People typically are not as good at listening as they think they are, Cunningham asserted: “We’re often so busy thinking about what we’re about to say or remembering the last time we interacted with the person that we are likely paying more attention to our own thoughts than to what the other person is really saying.”

The second principle of good communication, distinguishing, involves learning how to tell the difference between what was said and what you think was said.

“Once you’re really committed to hearing what the other person is saying and are actively listening,” Cunningham said, “then you practice looking for where you are adding your own interpretation of what that person said. We do this every day, but the trick is, we’re not usually aware we’re doing it.”

An example, Cunningham said, is when the boss requests a meeting at the end of the day. “You might hear, ‘You’re in trouble,’ or ‘We’ve got a problem,’ or even, ‘I’m sorry, but we’re going to have to let you go.’ And all she really said was, ‘Could you step into my office around 4 o’clock?’ You start reacting to what you think she said, not what she actually did say.”

Using language to create is the third communication principle. Typical conversations use language to report, Cunningham explained. “We talk about what happened, the weather, what we’re going to do, how we feel and so on. Which is all fine, but it doesn’t actively create anything.”

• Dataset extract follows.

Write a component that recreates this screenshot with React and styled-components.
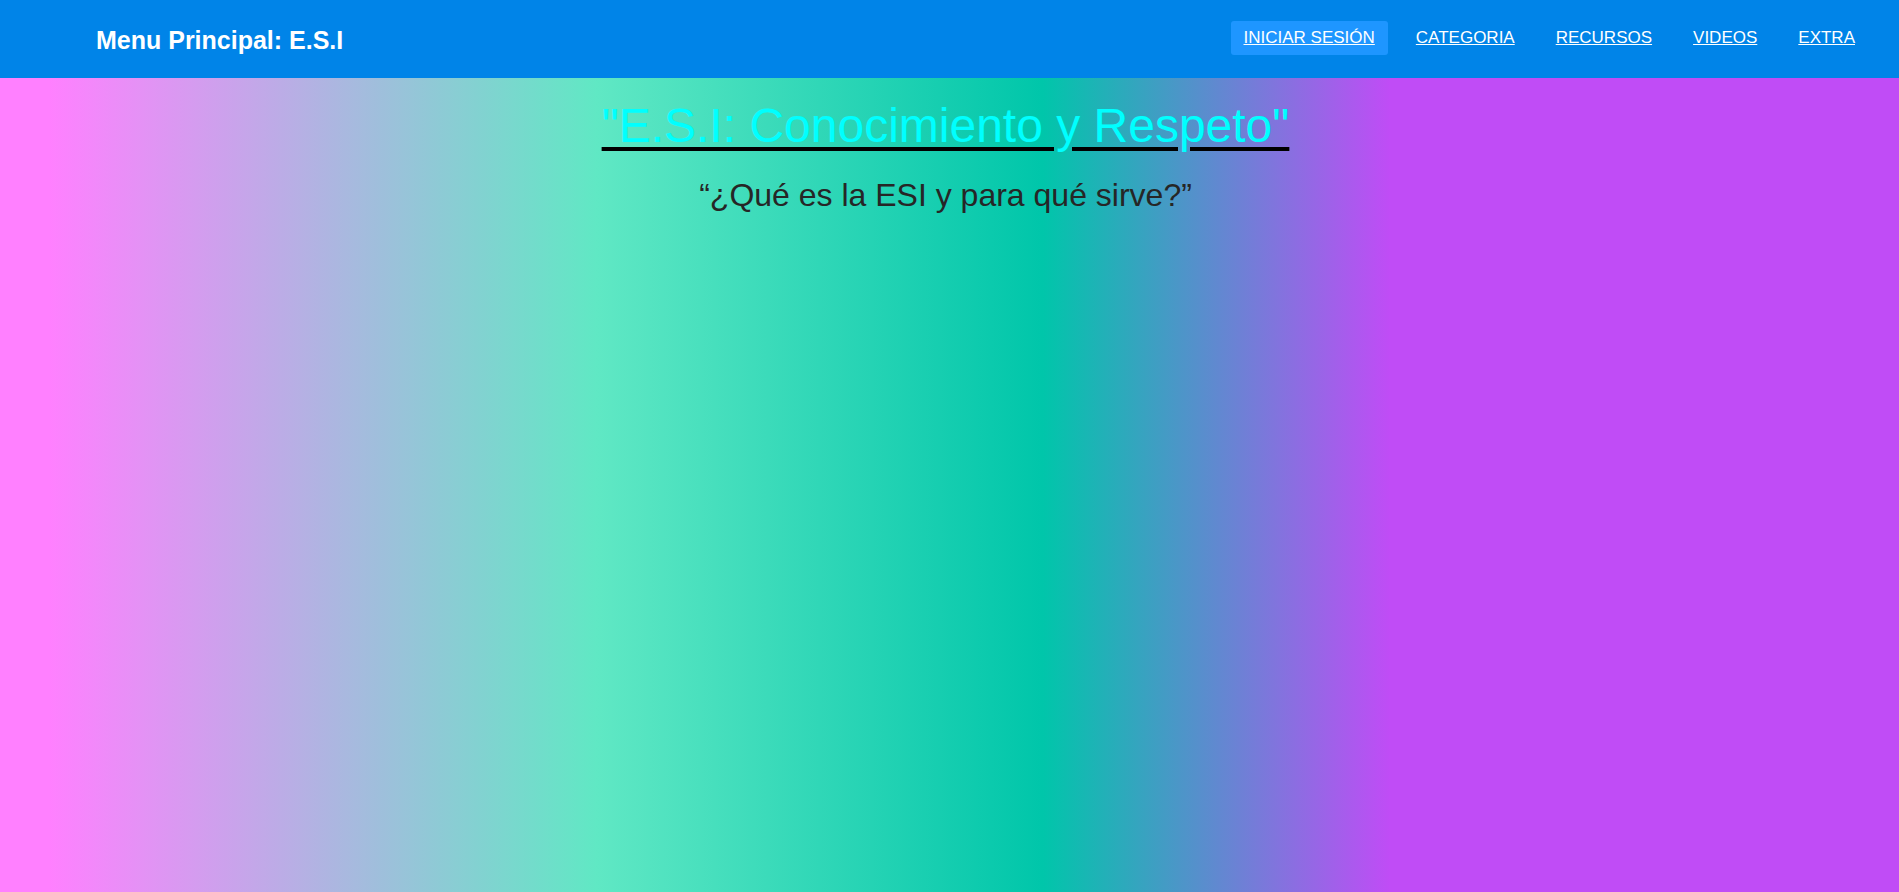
import React from "react";
import styled, { createGlobalStyle } from "styled-components";

const GlobalStyle = createGlobalStyle`
  html, body {
    margin: 0;
    padding: 0;
  }
  html {
    overflow-y: scroll;
  }
  body {
    font-family: "Liberation Sans", Arial, sans-serif;
    background: linear-gradient(
      to right,
      #ff80ff 0%,
      #ff80ff 2.6%,
      #60e8c4 31.4%,
      #00c6aa 54.9%,
      #c04cf6 73.2%,
      #c04cf6 100%
    );
    background-attachment: fixed;
  }
  ::-webkit-scrollbar {
    width: 6px;
  }
  ::-webkit-scrollbar-track {
    background: #fbfbfb;
  }
  ::-webkit-scrollbar-thumb {
    background: #8e8e8e;
    border-radius: 3px;
  }
`;

const links = ["Iniciar sesión", "Categoria", "Recursos", "Videos", "Extra"];

const Header = styled.header`
  height: 78px;
  background: #0084e8;
  display: flex;
  align-items: center;
  justify-content: space-between;
  padding: 0 31px 0 96px;
  box-sizing: border-box;
`;

const Brand = styled.h2`
  margin: 2px 0 0;
  color: #fff;
  font-size: 25px;
  font-weight: bold;
`;

const Nav = styled.nav`
  display: flex;
  align-items: center;
  gap: 15px;
  margin-top: -3px;
`;

const NavLink = styled.a`
  color: #fff;
  font-size: 17px;
  text-transform: uppercase;
  text-decoration: underline;
  padding: 7px 13px;
  border-radius: 3px;
  background: ${({ $active }) => ($active ? "#1e96ff" : "transparent")};
`;

const Main = styled.main`
  min-height: 9000px;
  padding-right: 8px;
  text-align: center;
`;

const Title = styled.h1`
  margin: 20px 0 0;
  font-size: 48px;
  font-weight: normal;
  line-height: normal;
`;

const TitleLink = styled.a`
  color: #00ffff;
  text-decoration: underline;
  text-decoration-color: #000;
  text-decoration-thickness: 4px;
  text-underline-offset: 5px;
`;

const Subtitle = styled.p`
  margin: 24px 0 0;
  font-size: 32px;
  color: #262626;
  line-height: normal;
`;

const App = () => {
  return (
    <>
      <GlobalStyle />
      <Header>
        <Brand>Menu Principal: E.S.I</Brand>
        <Nav>
          {links.map((l, i) => (
            <NavLink key={l} href="#" $active={i === 0}>
              {l}
            </NavLink>
          ))}
        </Nav>
      </Header>
      <Main>
        <Title>
          <TitleLink href="#">"E.S.I: Conocimiento y Respeto"</TitleLink>
        </Title>
        <Subtitle>“¿Qué es la ESI y para qué sirve?”</Subtitle>
      </Main>
    </>
  );
};

export default App;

Masterful communicators use language to actively create. “Do you say, ‘I’m the person to do this project,’ only when you have iron-clad evidence from the past that that’s the case?” Cunningham concluded. “If so, you’re missing out on some of the greatest power communication has. You can say, ‘I’m the person to do this project,’ and in saying it, it can not only make that real for the other person, it can also have you be in action to make it happen.”